Eine Transmutation geht tiefer als eine simple Transformation und verlangt viel mehr: mehr Visionskraft, mehr Experimentierfreude, mehr Mut, mehr Introspektion, mehr Durchhaltevermögen, mehr Ehrlichkeit, mehr Rückgrat, mehr Reflektion. Wie die Alchemisten von früher, die Substanzen gründlichst auseinandernahmen, veredelten und wieder vereinten, geschieht etwas auf einem essenziellen Level und oft unsichtbar. Der Gewinn ist aber trotzdem einfach grandios. 

Es geschah im Radiologie-Keller des Hirslanden-Spitals, genauer im Warteraum. Als mich die Beraterin von Supertext trotz schlechtem Empfang erreichte mit dem x-ten Änderungswunsch für ein Textprojekt schloss ich innerlich mit meinem Texterinnenjob ab. Nebenan war meine Mutter in einer engen, weissen Garderobe mit einer radioaktiven Zuckersubstanz geimpft worden und wartete, dass dieses Mittel genug Kontrast gab, um Krebszellen zu finden. Und mir wurde klar, dass ich meine energetische Aufmerksamkeit dieser kleinen, kranken Frau geben wollte. Und dass man sicher auch noch andere Texterinnen fand für diesen Kunden.

Im Bruchteil einer Sekunde traf ich eine Entscheidung, trennte Energie von Ego und setze meine Prioritäten neu. Ich machte mich auf ins Abenteuer, mich neu kennenzulernen. Die Alchemisten unterschieden zwischen den drei philosophischen Prinzipien, den vier Elemente und der Quintessenz.
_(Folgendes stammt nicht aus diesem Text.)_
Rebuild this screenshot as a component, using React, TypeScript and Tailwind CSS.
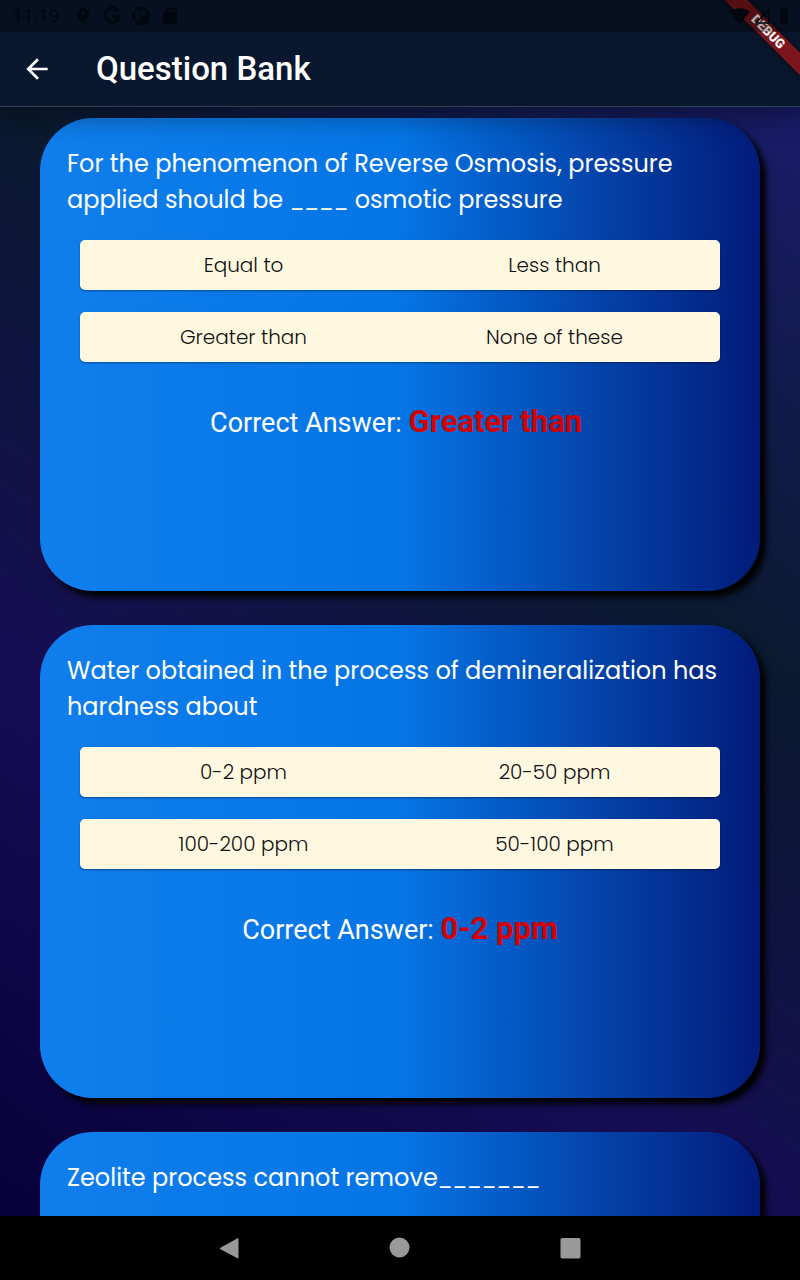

Ich liess einen bleischweren Spagat hinter mir und lag damit goldrichtig.

Bis meine Ma den Knoten in der Brust fand, war sie meine grösste Antagonistin. Weil sie von Anfang an klar und deutlich gesagt hatte: „Das wird mein Tod sein“ änderte sich alles. Respekt wurde zum wertvollsten, was ich ihr geben konnte. Respekt für ihre Wut, für ihre Trauer, für ihr unverschämtes Lachen, für ihre überbordenden Wünsche, für ihre Zärtlichkeit. Sie meisterte diese Etappe ihres Lebens mit den essenziellen Elementen ihres Seins und setzte sich einfach neu zusammen. Alle liebten sie dafür, inklusive mir.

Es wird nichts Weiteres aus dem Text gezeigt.